TAKE A NUMBER FROM 1 TO 10
1. You're My Thrill     :1960.12.13
 Benny Golson (ts)
2. My Heart Belongs To Daddy     :1960.12.14
 add Tommy Williams (b)
3. The Best Thing For You Is Me     :1960.12.14
 add Albert Heath (ds)
4. Impromptune     :1960.12.14
 add Cedar Walton (p)
5. Little Karin     :1960.12.14
 add Freddie Hubbard (tp)
6. Swing It     :1960.12.14
 add Curtis Fuller (tb)
7. I Fall In Love Too Easily     :1960.12.14
 add Sahib Shihab (bs)
8. Out Of This World     :1961.4.11
 Nick Travis (tp) , Bill Elton (tb) , Willie Ruff (fh) , Hal McKusick (as) , Benny Golson (ts) , Sol Schlinger (bs) , Tommy Williams (b) , Albert Heath (ds)
9. The Touch     :1961.4.11
 add Bernie Glow (tp)
10. Time     :1961.4.11
 add Art Farmer (tp)
Nola Penthouse Sound Studio, NYC

 聴き進めてびっくり、パーソネルを見てびっくり、これは企画物と言っていいのでしょうかの面白アルバムです。

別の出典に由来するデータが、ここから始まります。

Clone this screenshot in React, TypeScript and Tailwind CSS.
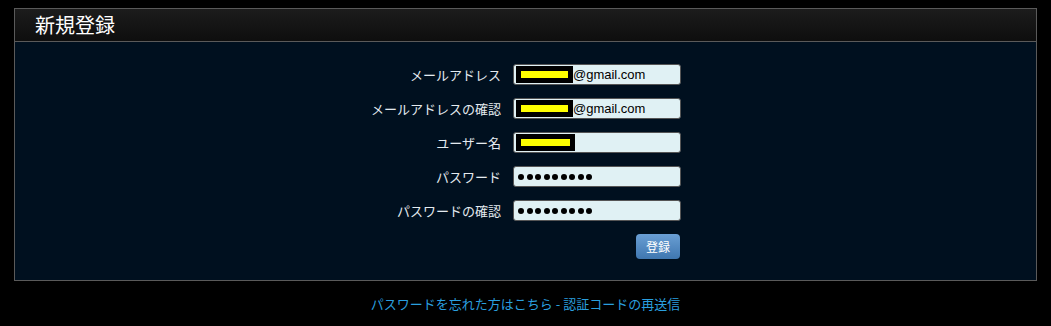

 つまり、メンバーが一人ずつ(8曲目を境にメンバー変更がありますが)増えていって、最終的にはテンテットになるのです。まあ、最後4曲ぐらいはあまり変わらないような気もしますが、前半から中頃にかけては楽しい展開です。
 スタンダード5曲・オリジナル5曲という構成も、最終人数が10人という編成も、きっちりと数字にこだわった感があって、実験的なアルバムになっています。





 これで、ベニーゴルソンは一先ず終了。
 合計8枚聴き込みました。
 個性的なソロプレイと、セッションレコーディングではない練られた構成が特徴的な、今なお現役の生きた伝説。
 ハードバップのベニーゴルソン的発展形に今なお取り組んでいるじいちゃん。
 幾つになってもジャズマンであり続けるのでしょうね。